Amazon quietly formed the team, which has comprised about a dozen employees, more than a year ago as part of its broader ambition to transport more of its goods itself. For now, Amazon doesn't intend to build a fleet of vehicles, according to these people. Instead, the team serves as an in-house think tank to figure out how to leverage autonomous vehicles.
The initiative, still in its early phases, could help the Seattle-based company overcome one of its biggest logistical complications and costs: delivering packages quickly. Amazon could use autonomous vehicles including trucks, forklifts and drones to move goods. In addition, driverless cars could play a broader role in the future of last-mile delivery, enabling easier package drop-offs, experts say.
Many details of the team’s work, such as the extent of its progress, couldn’t be determined. An Amazon spokeswoman declined to comment.

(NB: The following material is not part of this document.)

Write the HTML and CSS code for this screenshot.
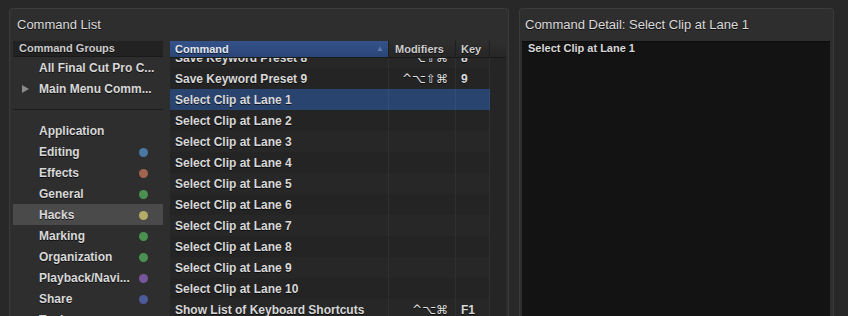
FILE: index.html
```html
<!DOCTYPE html>
<html>
  <head>
    <meta http-equiv="Content-Type" content="text/html; charset=utf-8"/>
    <link rel="stylesheet" href="styles.css">
  </head>
  <body>
    <div class="window">
      <div class="panel list-panel">
        <div class="panel-title">Command List</div>
        <div class="list-body">
          <div class="groups">
            <div class="groups-head">Command Groups</div>
            <div class="group top">All Final Cut Pro C...</div>
            <div class="group top"><span class="disclosure"></span>Main Menu Comm...</div>
            <div class="group-sep"></div>
            <div class="group">Application</div>
            <div class="group">Editing<span class="dot blue"></span></div>
            <div class="group">Effects<span class="dot rust"></span></div>
            <div class="group">General<span class="dot green"></span></div>
            <div class="group selected">Hacks<span class="dot yellow"></span></div>
            <div class="group">Marking<span class="dot green"></span></div>
            <div class="group">Organization<span class="dot green"></span></div>
            <div class="group">Playback/Navi...<span class="dot purple"></span></div>
            <div class="group">Share<span class="dot indigo"></span></div>
            <div class="group">Tools<span class="dot olive"></span></div>
          </div>
          <div class="commands">
            <div class="table-head">
              <div class="th col-cmd sorted">Command<span class="sort-arrow">&#9650;</span></div>
              <div class="th col-mod">Modifiers</div>
              <div class="th col-key">Key</div>
              <div class="th col-bar"></div>
            </div>
            <div class="table-body">
              <div class="rows">
                <div class="row"><div class="col-cmd">Save Keyword Preset 8</div><div class="col-mod keys">^&#8997;&#8679;&#8984;</div><div class="col-key">8</div></div>
                <div class="row"><div class="col-cmd">Save Keyword Preset 9</div><div class="col-mod keys">^&#8997;&#8679;&#8984;</div><div class="col-key">9</div></div>
                <div class="row selected"><div class="col-cmd">Select Clip at Lane 1</div><div class="col-mod"></div><div class="col-key"></div></div>
                <div class="row"><div class="col-cmd">Select Clip at Lane 2</div><div class="col-mod"></div><div class="col-key"></div></div>
                <div class="row"><div class="col-cmd">Select Clip at Lane 3</div><div class="col-mod"></div><div class="col-key"></div></div>
                <div class="row"><div class="col-cmd">Select Clip at Lane 4</div><div class="col-mod"></div><div class="col-key"></div></div>
                <div class="row"><div class="col-cmd">Select Clip at Lane 5</div><div class="col-mod"></div><div class="col-key"></div></div>
                <div class="row"><div class="col-cmd">Select Clip at Lane 6</div><div class="col-mod"></div><div class="col-key"></div></div>
                <div class="row"><div class="col-cmd">Select Clip at Lane 7</div><div class="col-mod"></div><div class="col-key"></div></div>
                <div class="row"><div class="col-cmd">Select Clip at Lane 8</div><div class="col-mod"></div><div class="col-key"></div></div>
                <div class="row"><div class="col-cmd">Select Clip at Lane 9</div><div class="col-mod"></div><div class="col-key"></div></div>
                <div class="row"><div class="col-cmd">Select Clip at Lane 10</div><div class="col-mod"></div><div class="col-key"></div></div>
                <div class="row"><div class="col-cmd">Show List of Keyboard Shortcuts</div><div class="col-mod keys">^&#8997;&#8984;</div><div class="col-key">F1</div></div>
              </div>
            </div>
          </div>
        </div>
      </div>
      <div class="panel detail-panel">
        <div class="panel-title">Command Detail: Select Clip at Lane 1</div>
        <div class="detail-text">Select Clip at Lane 1</div>
      </div>
    </div>
  </body>
</html>
```

FILE: styles.css
```css
html, body {
  margin: 0px;
  padding: 0px;
  height: 316px;
  overflow: hidden;
  background: #282828;
}

body {
  font-family: "Liberation Sans", Arial, sans-serif;
  color: #d8d8d8;
  text-shadow: 0px 1px 0px rgba(0, 0, 0, 0.7);
}

.window {
  display: flex;
  gap: 10px;
  padding: 8px 0px 0px 9px;
}

.panel {
  height: 340px;
  background: #2e2e2e;
  border: 1px solid #3b3b3b;
  border-bottom: none;
  border-radius: 4px 4px 0px 0px;
  display: flex;
  flex-direction: column;
}

.list-panel {
  width: 498px;
}

.detail-panel {
  width: 313px;
}

.panel-title {
  height: 32px;
  line-height: 32px;
  padding-left: 7px;
  font-size: 13px;
  color: #dadada;
  flex: none;
  white-space: nowrap;
}

.detail-panel .panel-title {
  padding-left: 5px;
}

/* command list */

.list-body {
  display: flex;
  gap: 7px;
  padding: 0px 2px 0px 3px;
  flex: 1;
}

.groups {
  width: 150px;
  flex: none;
}

.groups-head {
  height: 15px;
  line-height: 15px;
  background: #222222;
  border-bottom: 1px solid #1a1a1a;
  padding-left: 6px;
  font-size: 11px;
  font-weight: bold;
  color: #cccccc;
  white-space: nowrap;
}

.group {
  height: 21px;
  box-sizing: border-box;
  padding: 2px 15px 0px 26px;
  line-height: 19px;
  font-size: 12px;
  font-weight: bold;
  color: #d8d8d8;
  display: flex;
  justify-content: space-between;
  align-items: center;
  white-space: nowrap;
}

.group.top:first-of-type {
  margin-top: 1px;
}

.group.selected {
  background: #4a4a4a;
}

.disclosure {
  position: relative;
}

.disclosure::before {
  content: "";
  position: absolute;
  left: -17px;
  top: -5px;
  border-left: 7px solid #8a8a8a;
  border-top: 4px solid transparent;
  border-bottom: 4px solid transparent;
}

.group-sep {
  height: 1px;
  margin: 10px 0px 10px 0px;
  background: #1c1c1c;
}

.dot {
  width: 9px;
  height: 9px;
  border-radius: 50%;
  flex: none;
}

.dot.blue { background: #4a78a4; }
.dot.rust { background: #a0644f; }
.dot.green { background: #4a9050; }
.dot.yellow { background: #b4ac66; }
.dot.purple { background: #76579c; }
.dot.indigo { background: #4d5a9c; }
.dot.olive { background: #9a9458; }

/* command table */

.commands {
  width: 336px;
  flex: none;
  display: flex;
  flex-direction: column;
  background: #252525;
}

.table-head {
  display: flex;
  height: 16px;
  background: linear-gradient(#2f2f2f, #262626);
  border-bottom: 1px solid #1a1a1a;
  flex: none;
  position: relative;
  z-index: 1;
}

.th {
  line-height: 16px;
  font-size: 11px;
  font-weight: bold;
  color: #cccccc;
  border-right: 1px solid #1e1e1e;
  box-sizing: border-box;
  white-space: nowrap;
}

.th.sorted {
  background: linear-gradient(#34528a, #2a4677);
  color: #e4e8f0;
  display: flex;
  justify-content: space-between;
}

.sort-arrow {
  font-size: 8px;
  color: #5a78ae;
  padding-right: 4px;
  text-shadow: none;
}

.col-cmd {
  width: 219px;
  padding-left: 5px;
  box-sizing: border-box;
}

.col-mod {
  width: 67px;
  padding-left: 6px;
  box-sizing: border-box;
}

.col-key {
  width: 34px;
  padding-left: 5px;
  box-sizing: border-box;
}

.col-bar {
  width: 16px;
  border-right: none;
}

.table-body {
  flex: 1;
  overflow: hidden;
}

.rows {
  margin-top: -11px;
  width: 320px;
}

.row {
  display: flex;
  height: 21px;
  line-height: 22px;
  font-size: 12px;
  font-weight: bold;
  color: #d8d8d8;
}

.row:nth-child(odd) {
  background: #272727;
}

.row:nth-child(even) {
  background: #242424;
}

.row > div {
  border-right: 1px solid #303030;
  white-space: nowrap;
}

.row .col-mod {
  text-align: right;
  padding-right: 7px;
}

.row .keys {
  font-family: "DejaVu Sans", sans-serif;
  font-weight: normal;
  font-size: 12px;
  color: #e0e0e0;
}

.row.selected {
  background: #2a4470;
}

.row.selected > div {
  border-right-color: #304c78;
}

/* command detail */

.detail-text {
  flex: 1;
  margin: 0px 3px 0px 2px;
  background: #131313;
  border-top: 1px solid #0c0c0c;
  padding: 0px 6px;
  font-size: 11px;
  font-weight: bold;
  line-height: 13px;
  color: #d8d8d8;
}
```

Amazon hosted an event last week titled “Radical Transportation Salon” to discuss the future of transportation with other companies, the people said. The event, spearheaded by H.B. Siegel, whose responsibilities at Amazon include new ideas, in part targeted experts in autonomous vehicles. It wasn’t clear which companies attended.
“Amazon has a plan in place to shake up the entire supply chain as we know it today,” said Dave Sullivan, an automotive analyst for consultancy AutoPacific Inc.